With the range and distance of erupting threats, and the need for global cooperation or coalitions to deal
with them, airpower needs to be modified. “We now need to have assets which operate in a distributed
manner with coalitions engaged to deal rapidly with problems. The advantage of airpower is its reach,
speed and mobility. The challenge is to coalesce capabilities to put resources rapidly up against threats and
challenges early enough to deal with them.”
More by chance, than by design, the F-35 is entering the global scene at this moment in global history.
“This is an information warfare airplane which can share data across a fleet of global players. The reach of
the F-35 means that my planes operating in the Western Mediterranean can receive data from throughout the
region. And it is a plane with coalition designed into the aircraft.”
The plane is an information warfare aircraft, or an aircraft built to operate very differently from legacy
aircraft. “Command and control capabilities are built into every cockpit of the F-35; the challenge will be to
leverage those capabilities and the distributed decision making capabilities inherent in a fleet of F-35s.”
He underscored that a strategic shift towards pockets of defense and security challenges around the
European, African, Mediterranean and Middle East regions meant that Europe, the United States and others
needed to shape collaborative approaches to insert airpower when appropriate rapidly.
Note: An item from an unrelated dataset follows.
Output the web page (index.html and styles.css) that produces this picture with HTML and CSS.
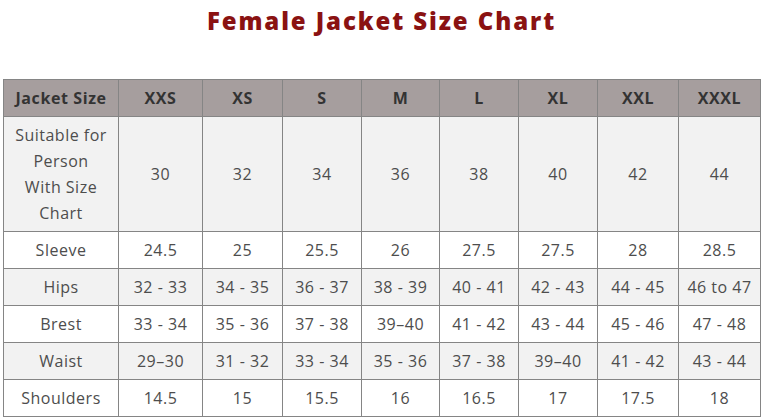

And the F-35 as a
key distributed force asset was the right match for meeting distributed challenges.
“The fusion system built into every cockpit will allow shared coalition decision making that is required for the
kinds of multi-national operations which are becoming the norm. We are not fighting in mass; we are
applying tools rapidly and directly to discrete problems and challenges. This is not yesterday’s aircraft being
applied to the challenges of the next 30 years; it is about reshaping concepts of operations for coalitions
meeting the evolving new challenges and operational requirements.”
The human-machine interface allows the plane to provide for enhanced decision making capabilities in the
cockpit as the famous Observe-Orient-Decide and Act loop of John Boyd sees the OO be largely done by
machines and the pilots focusing on the Decide and Act function.